- DIRECTION -
Identify each line containing the word "components" and copy it.
>> begin
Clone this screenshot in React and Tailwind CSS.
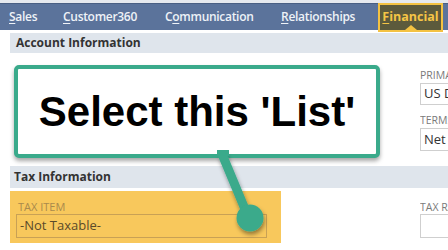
export default function App() {
  const label = "text-[10.5px] leading-[12px] text-[#7a7a7a] uppercase whitespace-nowrap";
  return (
    <div className="relative w-[448px] h-[250px] overflow-hidden bg-white font-['Open_Sans',sans-serif]">
      {/* top strip */}
      <div className="h-[3px] bg-[#e6e9ee]" />
      {/* nav */}
      <nav className="h-[27px] bg-[#5b739b] border-t border-[#4a5f83] flex items-center pl-[9px] text-[12px] tracking-[-0.3px] font-semibold text-[#eef2f7] whitespace-nowrap">
        <span className="w-[54px]"><span className="underline underline-offset-2">S</span>ales</span>
        <span className="w-[102px]"><span className="underline underline-offset-2">C</span>ustomer360</span>
        <span className="w-[116px]">C<span className="underline underline-offset-2">o</span>mmunication</span>
        <span><span className="underline underline-offset-2">R</span>elationships</span>
        <span className="relative ml-auto mr-[5px] h-[29px] w-[65px] flex items-center justify-center border-2 border-[#f4c242] bg-[#5c5a3c] text-[#f5c546] font-bold text-[12.5px] tracking-[0px]">
          <span><span className="underline underline-offset-2">F</span>inancial</span>
          <span className="absolute left-1/2 -translate-x-1/2 bottom-0 w-0 h-0 border-l-[6px] border-r-[6px] border-b-[5px] border-l-transparent border-r-transparent border-b-[#f4c242]" />
        </span>
      </nav>

      <div className="pl-[10px] pt-[3px]">
        {/* Account Information */}
        <div className="h-[20px] bg-[#dfe5ec] flex items-center px-[6px] text-[12px] font-bold text-[#333]">
          Account Information
        </div>
        <div className="flex h-[113px]">
          <div className="w-[410px] shrink-0" />
          <div className="flex-1 min-w-0 flex flex-col pt-[16px] overflow-hidden">
            <div className={label}>Primary Currency</div>
            <div className="mt-[2px] h-[22px] w-[60px] border border-[#cfcfcf] flex items-center px-[3px] text-[13px] text-[#333] whitespace-nowrap overflow-hidden">US Dollar</div>
            <div className={label + " mt-[9px]"}>Terms</div>
            <div className="mt-[2px] h-[23px] w-[60px] border border-[#cfcfcf] flex items-center px-[3px] text-[13px] text-[#333] whitespace-nowrap overflow-hidden">Net 30</div>
          </div>
        </div>

        {/* Tax Information */}
        <div className="h-[22px] bg-[#dfe5ec] flex items-center px-[4px] text-[12px] font-bold text-[#333]">
          Tax Information
        </div>
        <div className="flex mt-[3px]">
          <div className="w-[271px] shrink-0 h-[52px] bg-[#f8c85c] pl-[6px] pr-[14px] pt-[10px]">
            <div className="text-[11px] leading-[12px] uppercase text-[#a98a4c] pl-[2px]">Tax Item</div>
            <div className="mt-[1px] h-[24px] border border-[#c9a155] flex items-center px-[3px] text-[13px] text-[#5a4a2a]">-Not Taxable-</div>
          </div>
          <div className="w-[139px] shrink-0" />
          <div className="flex-1 min-w-0 pt-[10px] overflow-hidden">
            <div className={label}>Tax Rate</div>
            <div className="mt-[1px] h-[24px] w-[60px] border border-[#cfcfcf]" />
          </div>
        </div>
      </div>

      {/* callout annotation */}
      <div className="absolute left-[14px] top-[65px] w-[366px] h-[93px] bg-white border-[4px] border-[#3aaa8b] rounded-[5px] shadow-[0_3px_4px_rgba(0,0,0,0.35)] flex items-center justify-center">
        <span className="font-['Liberation_Sans',Arial,sans-serif] font-bold text-[42px] leading-none text-black">Select this 'List'</span>
      </div>
      <svg className="absolute left-0 top-0 pointer-events-none" width="448" height="250" viewBox="0 0 448 250">
        <defs>
          <filter id="sh" x="-50%" y="-50%" width="200%" height="200%">
            <feDropShadow dx="1" dy="3" stdDeviation="2" floodColor="#000" floodOpacity="0.4" />
          </filter>
        </defs>
        <g filter="url(#sh)">
          <line x1="222" y1="154" x2="247" y2="214" stroke="#3aaa8b" strokeWidth="9" />
          <circle cx="250" cy="218" r="13.5" fill="#3aaa8b" />
        </g>
        <rect x="217" y="150" width="12" height="6" fill="#3aaa8b" />
      </svg>
    </div>
  );
}
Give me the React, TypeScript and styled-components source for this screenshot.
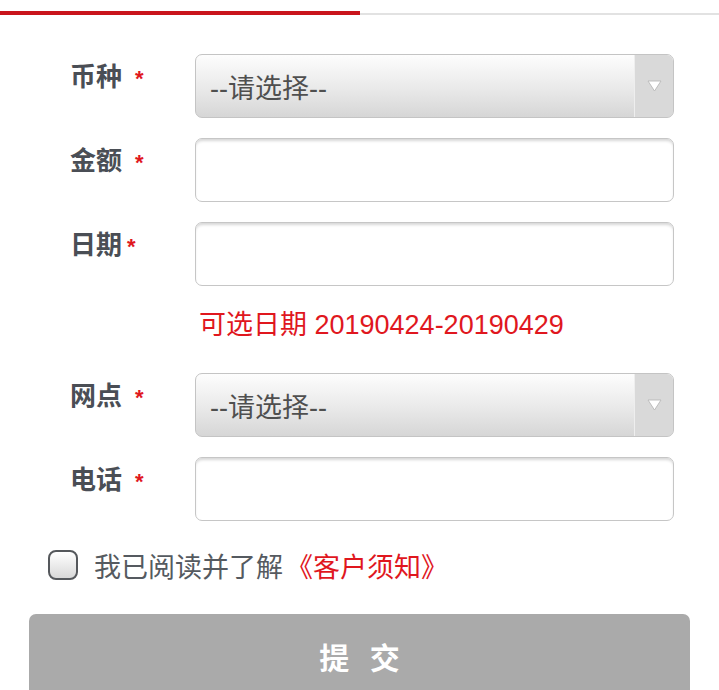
import * as React from 'react';
import styled, { createGlobalStyle } from 'styled-components';

const RED = '#e0171e';
const LABEL = '#4a4e55';

const GlobalStyle = createGlobalStyle`
  html, body {
    margin: 0;
    padding: 0;
    background: #fff;
    overflow: hidden;
  }
  body {
    font-family: "Liberation Sans", "Noto Sans CJK SC", sans-serif;
  }
`;

const Page = styled.div`
  width: 719px;
  height: 690px;
  padding-top: 11px;
  box-sizing: border-box;
  overflow: hidden;
`;

const TabTrack = styled.div`
  display: flex;
  align-items: flex-end;
  height: 4px;
`;

const ActiveTab = styled.div`
  flex: 0 0 360px;
  height: 4px;
  background: #c9151c;
`;

const RestTab = styled.div`
  flex: 1 1 auto;
  height: 2px;
  background: #e2e2e2;
`;

const Form = styled.form`
  margin: 39px 0 0;
  padding: 0 45px 0 0;
`;

const Row = styled.div`
  display: flex;
  align-items: flex-start;
  margin-bottom: 20px;
`;

const Label = styled.div`
  flex: 0 0 195px;
  min-width: 0;
  box-sizing: border-box;
  padding: 10px 0 0 70px;
  font-size: 26px;
  line-height: 26px;
  font-weight: bold;
  color: ${LABEL};
  white-space: nowrap;
`;

const Star = styled.span<{ $tight?: boolean }>`
  color: ${RED};
  margin-left: ${(p) => (p.$tight ? '5px' : '13px')};
  font-size: 22px;
`;

const TextBox = styled.input`
  flex: 1 1 auto;
  min-width: 0;
  height: 64px;
  box-sizing: border-box;
  margin: 0;
  padding: 0 14px;
  border: 1.5px solid #c6c6c6;
  border-radius: 7px;
  background: #fff;
  box-shadow: inset 0 3px 3px -1px rgba(0, 0, 0, 0.16);
  font: inherit;
  font-size: 24px;
  outline: none;
`;

const SelectBox = styled.div`
  flex: 1 1 auto;
  min-width: 0;
  height: 64px;
  box-sizing: border-box;
  display: flex;
  border: 1.5px solid #c4c4c4;
  border-radius: 7px;
  overflow: hidden;
  background: linear-gradient(#fdfdfd, #e9e9e9 55%, #d6d6d6);
`;

const SelectText = styled.div`
  flex: 1 1 auto;
  display: flex;
  align-items: center;
  padding-left: 14px;
  font-size: 27px;
  color: #4f4f4f;
`;

const ArrowCell = styled.div`
  flex: 0 0 38px;
  display: flex;
  align-items: center;
  justify-content: center;
  background: #d9d9d9;
  border-left: 1.5px solid #eeeeee;
`;

const Hint = styled.div`
  margin: 26px 0 34px;
  padding-left: 199px;
  font-size: 27px;
  line-height: 27px;
  color: ${RED};
`;

const AgreeRow = styled.label`
  display: flex;
  align-items: center;
  gap: 16px;
  margin: 29px 0 0 48px;
  height: 30px;
  font-size: 27px;
  color: #555a60;
`;

const CheckBox = styled.span`
  flex: 0 0 auto;
  width: 30px;
  height: 30px;
  box-sizing: border-box;
  border: 2px solid #55585c;
  border-radius: 8px;
  background: linear-gradient(#ffffff, #d8d8d8);
`;

const Notice = styled.span`
  color: ${RED};
  margin-left: 3px;
`;

const SubmitButton = styled.button`
  display: block;
  width: 661px;
  height: 88px;
  margin: 34px 0 0 29px;
  border: none;
  border-radius: 7px;
  background: #aaaaaa;
  color: #fff;
  font: inherit;
  font-size: 30px;
  font-weight: bold;
  letter-spacing: 6px;
  padding: 0 0 4px 6px;
`;

const Arrow = () => (
  <svg width="15" height="12" viewBox="0 0 15 12">
    <path d="M1 1 L14 1 L7.5 11 Z" fill="#fff" stroke="#b8b8b8" strokeWidth="0.9" />
  </svg>
);

const Select: React.FC<{ placeholder: string }> = ({ placeholder }) => (
  <SelectBox>
    <SelectText>{placeholder}</SelectText>
    <ArrowCell>
      <Arrow />
    </ArrowCell>
  </SelectBox>
);

export default function App() {
  return (
    <Page>
      <GlobalStyle />
      <TabTrack>
        <ActiveTab />
        <RestTab />
      </TabTrack>
      <Form onSubmit={(e) => e.preventDefault()}>
        <Row>
          <Label>
            币种<Star>*</Star>
          </Label>
          <Select placeholder="--请选择--" />
        </Row>
        <Row>
          <Label>
            金额<Star>*</Star>
          </Label>
          <TextBox type="text" />
        </Row>
        <Row>
          <Label>
            日期<Star $tight>*</Star>
          </Label>
          <TextBox type="text" />
        </Row>
        <Hint>可选日期 20190424-20190429</Hint>
        <Row>
          <Label>
            网点<Star>*</Star>
          </Label>
          <Select placeholder="--请选择--" />
        </Row>
        <Row>
          <Label>
            电话<Star>*</Star>
          </Label>
          <TextBox type="text" />
        </Row>
      </Form>
      <AgreeRow>
        <CheckBox />
        <span>
          我已阅读并了解<Notice>《客户须知》</Notice>
        </span>
      </AgreeRow>
      <SubmitButton type="button">提 交</SubmitButton>
    </Page>
  );
}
>> end
- ANSWER TO THIS EXERCISE -
Give me the React, TypeScript and styled-components source for this screenshot.
import styled, { createGlobalStyle } from 'styled-components';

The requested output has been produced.